NHS England plans to hand over medical records to high-street retailers [UPDATED]

Boots, Tesco and Superdrug to be given access to medical records to 'improve' pharmacy efficiency

NHS England is at the centre of yet another patient confidentiality scandal after drawing up plans to allow major retail chains that run pharmacies access to patients' medical records.

NHS England claims that, following a trial involving 140 pharmacies, the move will reduce pressure on GP surgeries and help improve efficiency. Pharmacies could, for example, provide repeat prescriptions for patients, bypassing GP surgeries. The national rollout will start in the autumn.

However, campaigners say that NHS England is planning to forge ahead with the scheme without even consulting patients first and claim that the information could be mis-appropriated by the retailers to cross-sell other products. Indeed, NHS England has already expanded pharmacists' rights to access patient records from prescriptions to precautionary "health checks".

The trial, furthermore, gained responses from just 15 patients, according to a report, all of which were discarded.

MedConfidential campaigner Phil Booth described NHS England's blasé attitude towards the confidentiality of NHS patient records as "extraordinary" and warned that the retailers involved in the scheme would find the temptation to use the information in other ways "irresistible".

"It is just extraordinary: to roll out a national programme on the basis of 15 responses from patients, some of whom are very likely to have been negative about it. Fifteen people out of 60 million? That's not an evidence base for a national policy; that is an exercise in manipulation," Booth told the Telegraph.
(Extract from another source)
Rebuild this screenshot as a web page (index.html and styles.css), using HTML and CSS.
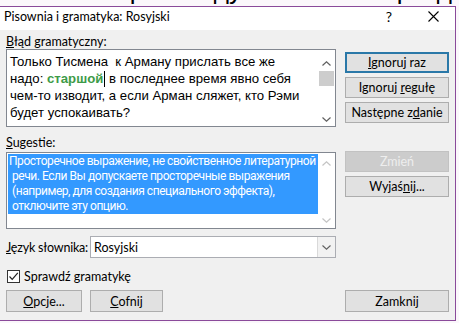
FILE: index.html
```html
<!DOCTYPE html>
<html lang="pl">
<head>
  <meta charset="UTF-8" />
  <meta name="viewport" content="width=device-width, initial-scale=1" />
  <title>Pisownia i gramatyka</title>
  <link rel="stylesheet" href="styles.css">
</head>
<body>
  <div class="doc-strip">
    <p class="doc-line">положен и расследуйтел. Что-то разд</p>
  </div>

  <div class="dialog">
    <div class="title-bar">
      <span class="title">Pisownia i gramatyka: Rosyjski</span>
      <span class="help">?</span>
      <svg class="close" width="11" height="11" viewBox="0 0 11 11">
        <path d="M0.5 0.5 L10.5 10.5 M10.5 0.5 L0.5 10.5" stroke="#000" stroke-width="1.1" fill="none" />
      </svg>
    </div>

    <div class="dialog-body">
      <div class="main-col">
        <div class="field-label"><u>B</u>łąd gramatyczny:</div>
        <div class="text-box error-box">
          <div class="box-text">Только Тисмена&nbsp; к Арману прислать все же<br>надо: <b class="flagged">старшой</b><span class="caret"></span> в последнее время явно себя<br>чем-то изводит, а если Арман сляжет, кто Рэми<br>будет успокаивать?</div>
          <div class="scrollbar error-scroll">
            <div class="arrow-cell">
              <svg width="9" height="5" viewBox="0 0 9 5"><polyline points="0.5,4.5 4.5,0.8 8.5,4.5" /></svg>
            </div>
            <div class="track"><div class="thumb"></div></div>
            <div class="arrow-cell">
              <svg width="9" height="5" viewBox="0 0 9 5"><polyline points="0.5,0.5 4.5,4.2 8.5,0.5" /></svg>
            </div>
          </div>
        </div>

        <div class="field-label suggest-label"><u>S</u>ugestie:</div>
        <div class="text-box suggest-box">
          <div class="suggest-area">
            <div class="selected">Просторечное выражение, не свойственное литературной<br>речи. Если Вы допускаете просторечные выражения<br>(например, для создания специального эффекта),<br>отключите эту опцию.</div>
          </div>
          <div class="scrollbar suggest-scroll">
            <div class="arrow-cell">
              <svg width="9" height="5" viewBox="0 0 9 5"><polyline points="0.5,4.5 4.5,0.8 8.5,4.5" /></svg>
            </div>
            <div class="arrow-cell">
              <svg width="9" height="5" viewBox="0 0 9 5"><polyline points="0.5,0.5 4.5,4.2 8.5,0.5" /></svg>
            </div>
          </div>
        </div>

        <div class="lang-row">
          <span class="lang-label"><u>J</u>ęzyk słownika:</span>
          <div class="combo">
            <span class="combo-value">Rosyjski</span>
            <span class="combo-drop">
              <svg width="9" height="5" viewBox="0 0 9 5"><polyline points="0.5,0.5 4.5,4.2 8.5,0.5" /></svg>
            </span>
          </div>
        </div>

        <label class="check-row">
          <span class="check-box">
            <svg width="11" height="11" viewBox="0 0 11 11"><polyline points="1.5,5.5 4.2,8.3 9.8,1.8" /></svg>
          </span>
          <span>Sprawdź <u>g</u>ramatykę</span>
        </label>

        <div class="bottom-row">
          <button class="btn btn-options"><u>O</u>pcje...</button>
          <button class="btn btn-undo"><u>C</u>ofnij</button>
        </div>
      </div>

      <div class="side-col">
        <button class="btn btn-default"><u>I</u>gnoruj raz</button>
        <button class="btn">Ignoruj <u>r</u>egułę</button>
        <button class="btn">Następne z<u>d</u>anie</button>
        <button class="btn btn-disabled btn-change">Zmień</button>
        <button class="btn">Wyjaś<u>n</u>ij...</button>
        <button class="btn btn-close">Zamknij</button>
      </div>
    </div>
  </div>
</body>
</html>
```

FILE: styles.css
```css
:root {
  --accent: #8a4a9a;
  --dialog-bg: #f0f0f0;
  --box-border: #828790;
  --btn-bg: #e1e1e1;
  --btn-border: #adadad;
  --select: #3399ff;
}

body {
  margin: 0;
  background: #fbf7fb;
  color: #000;
  font-family: Lato, Roboto, 'Noto Sans', sans-serif;
  font-size: 12.5px;
}

/* document text peeking above the dialog */
.doc-strip {
  height: 6px;
  overflow: hidden;
}

.doc-line {
  margin: -25px 0 0 -3px;
  font: 26px/30px 'Liberation Sans', sans-serif;
  white-space: nowrap;
}

.dialog {
  width: 456px;
  box-sizing: border-box;
  background: var(--dialog-bg);
  border-top: 1px solid var(--accent);
  border-right: 1px solid var(--accent);
  border-bottom: 1px solid var(--accent);
}

.title-bar {
  height: 23px;
  background: #fff;
  display: flex;
  align-items: flex-start;
  padding: 2px 16px 0 4px;
  box-sizing: border-box;
  line-height: 15px;
}

.help {
  margin-left: auto;
  margin-right: 36px;
  font-size: 14px;
  line-height: 15px;
}

.close {
  margin-top: 2px;
}

.dialog-body {
  display: flex;
  gap: 9px;
  padding: 4px 6px 8px 6px;
}

.main-col {
  width: 330px;
  display: flex;
  flex-direction: column;
}

.field-label {
  line-height: 15px;
}

.suggest-label {
  margin-top: 8px;
  margin-bottom: 2px;
}

.text-box {
  background: #fff;
  border: 1px solid var(--box-border);
  box-sizing: border-box;
  display: grid;
  grid-template-columns: minmax(0, 1fr) 17px;
  overflow: hidden;
}

.error-box {
  height: 78px;
}

.box-text {
  padding: 3px 0 0 3px;
  font: 13.2px/17px 'Liberation Sans', Arial, sans-serif;
  white-space: nowrap;
}

.flagged {
  color: #3d9b48;
}

.caret {
  display: inline-block;
  width: 1px;
  height: 16px;
  background: #000;
  vertical-align: -4px;
  margin-left: 1px;
}

.scrollbar {
  display: flex;
  flex-direction: column;
}

.arrow-cell {
  height: 12px;
  display: flex;
  align-items: center;
  justify-content: center;
}

.arrow-cell polyline {
  fill: none;
  stroke: #606060;
  stroke-width: 1.2;
}

.error-scroll {
  padding: 7px 0 1px;
}

.track {
  flex: 1;
  padding-top: 2px;
}

.thumb {
  margin: 0 1px;
  height: 15px;
  background: #cdcdcd;
}

.suggest-box {
  height: 77px;
}

.suggest-area {
  padding: 1px 0 0 1px;
}

.selected {
  background: var(--select);
  color: #fff;
  font-family: Roboto, 'Noto Sans', sans-serif;
  font-size: 12px;
  letter-spacing: -0.45px;
  line-height: 15px;
  padding-left: 4px;
  text-indent: -3px;
  white-space: nowrap;
}

.suggest-scroll {
  justify-content: space-between;
  padding: 4px 0 2px;
}

.suggest-scroll polyline {
  stroke: #c4c4c4;
}

.lang-row {
  margin-top: 7px;
  display: flex;
  align-items: center;
}

.lang-label {
  width: 84px;
  flex-shrink: 0;
  white-space: nowrap;
  letter-spacing: -0.2px;
}

.combo {
  flex: 1;
  height: 22px;
  box-sizing: border-box;
  background: #fff;
  border: 1px solid #abadb3;
  display: flex;
  align-items: center;
}

.combo-value {
  flex: 1;
  padding-left: 3px;
}

.combo-drop {
  width: 17px;
  align-self: stretch;
  display: flex;
  align-items: center;
  justify-content: center;
  background: #f2f2f2;
  border-left: 1px solid #d9d9d9;
}

.combo-drop polyline {
  fill: none;
  stroke: #606060;
  stroke-width: 1.1;
}

.check-row {
  margin-top: 11px;
  display: flex;
  align-items: center;
  gap: 4px;
  line-height: 15px;
  padding-left: 1px;
}

.check-box {
  width: 13px;
  height: 13px;
  box-sizing: border-box;
  border: 1px solid #333;
  background: #fff;
  display: flex;
  align-items: center;
  justify-content: center;
}

.check-box polyline {
  fill: none;
  stroke: #222;
  stroke-width: 1.2;
}

.bottom-row {
  margin-top: 6px;
  display: flex;
  gap: 8px;
}

.btn {
  height: 21px;
  padding: 0;
  background: var(--btn-bg);
  border: 1px solid var(--btn-border);
  font-family: inherit;
  font-size: 12.5px;
  color: #000;
  line-height: 15px;
}

.bottom-row .btn,
.btn-close {
  height: 22px;
}

.btn-options {
  width: 76px;
}

.btn-undo {
  width: 73px;
}

.side-col {
  width: 104px;
  display: flex;
  flex-direction: column;
  gap: 4px;
  padding-top: 18px;
}

.btn-default {
  border: 2px solid #2a78a8;
}

.btn-change {
  margin-top: 24px;
}

.btn-disabled {
  background: #cccccc;
  border-color: #c2c2c2;
  color: #eeeeee;
}

.btn-close {
  margin-top: auto;
}
```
"These are commercial organisations, large chains, who are looking for opportunities to make money," he added. "If you give them access to all this medical information it is irresistible to them to use it, it doesn't matter if you try to ban it."
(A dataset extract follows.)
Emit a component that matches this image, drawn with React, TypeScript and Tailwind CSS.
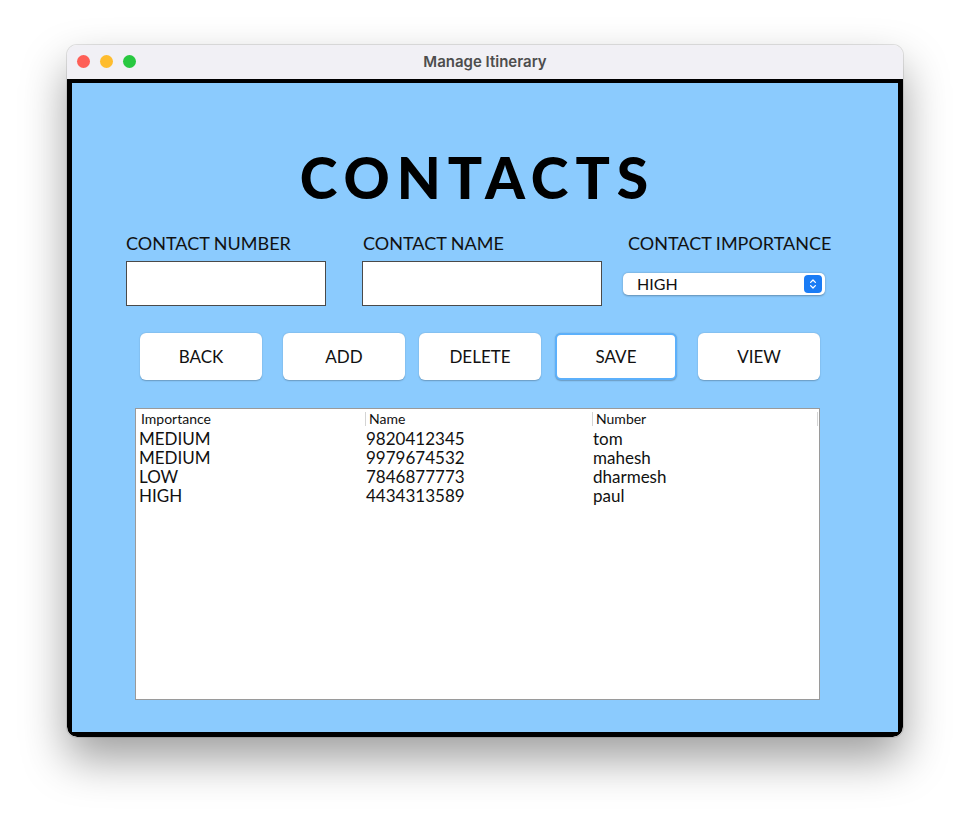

The British Medical Association has also come out against the scheme until patients have been fully informed about NHS England's plans.

Under NHS England's plans, summary care records, which include details of all medications prescribed as well as GPs' notes, will be exported to the major pharmacy chains. Pharmacists will need only patients' "permission to view" in order to access the data.

The pilot schemes took place in Somerset, Northampton, North Derbyshire, Sheffield and West Yorkshire between September 2014 and March 2015. The pilot included not just major pharmacy chains, but also independent pharmacists. Almost 2,000 patient records were accessed during the pilot project, according to NHS England's report.

Not surprisingly, the report found that pharmacists were almost entirely in favour, but it also admitted to confusion over getting consent from patients first.

"The principles around asking patients for permission to view their summary care record and its practical application for some prevalent patient groups in the pharmacy setting caused confusion and uncertainty," the report notes.

NHS England and the Health and Social Care Information Centre, however, have played down the claims.

In a statement, it said that patients would have to provide "explicit consent" and that patients' summary care records would only be viewable by "a regulated healthcare professional" in a pharmacy. "This information is not accessible by other means and will never be available to supermarkets for other purposes, such as marketing," claimed the HSCIC in a statement.

It continued: "The information can only be accessed through a secure, encrypted private network by authorised, regulated pharmacy professionals who have been carefully granted a pin-protected access card."

It also claimed that access to the summary care records is monitored "to make sure they are appropriate and are only made for patients when there is a clinical need".